Gold futures rose 1.2% to $4,392.70 an ounce, while spot prices climbed 1.5% to $4,384.93 at the time of writing.

“Precious metals are commencing 2026 in much the same fashion as they performed in 2025, which is to say with forward momentum,” said Tim Waterer, chief market analyst at KCM Trade.

Bullion surged last year, driven by interest rate cuts, expectations of additional easing by the Fed, ongoing geopolitical tensions, strong buying by central banks and rising holdings in exchange traded funds.

Read more: FTSE 100 LIVE: London markets hit 10,000 points for first time as 2026 trading kicks off

Markets are currently pricing in at least two US rate cuts this year, despite recent data showing resilience in the labour market. Assets that do not generate income typically benefit when interest rates are low.

“[Precious metals] seem to be making amends for the year-end selling, which afflicted them earlier in the week.
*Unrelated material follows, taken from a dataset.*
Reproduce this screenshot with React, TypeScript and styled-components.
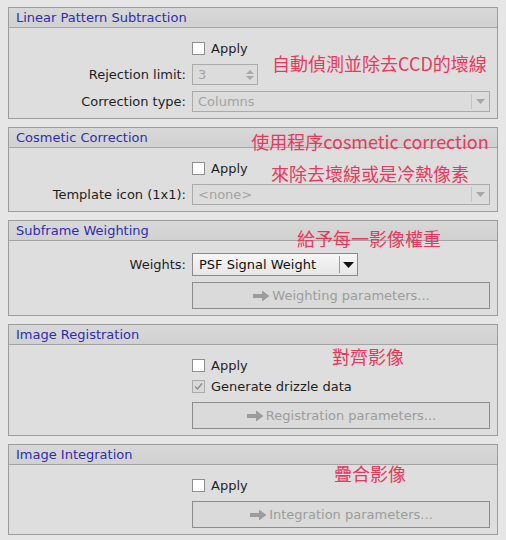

Year-end position-squaring pressures have eased and gold is kicking off 2026 with gains, now that fundamentals are again in focus,” Waterer added.

Oil prices edged higher at the start of 2026 after posting their steepest annual decline since 2020, as traders weighed geopolitical tensions and expectations that OPEC+ would keep supply curbs in place.

Brent crude futures rose 0.5% to $61.17 a barrel, while West Texas Intermediate gained 0.4% to $57.68.

In the Middle East, tensions between OPEC producers Saudi Arabia and the United Arab Emirates over Yemen intensified after flights were halted at Aden airport on Thursday. The development came ahead of a virtual meeting of OPEC+, scheduled for 4 January.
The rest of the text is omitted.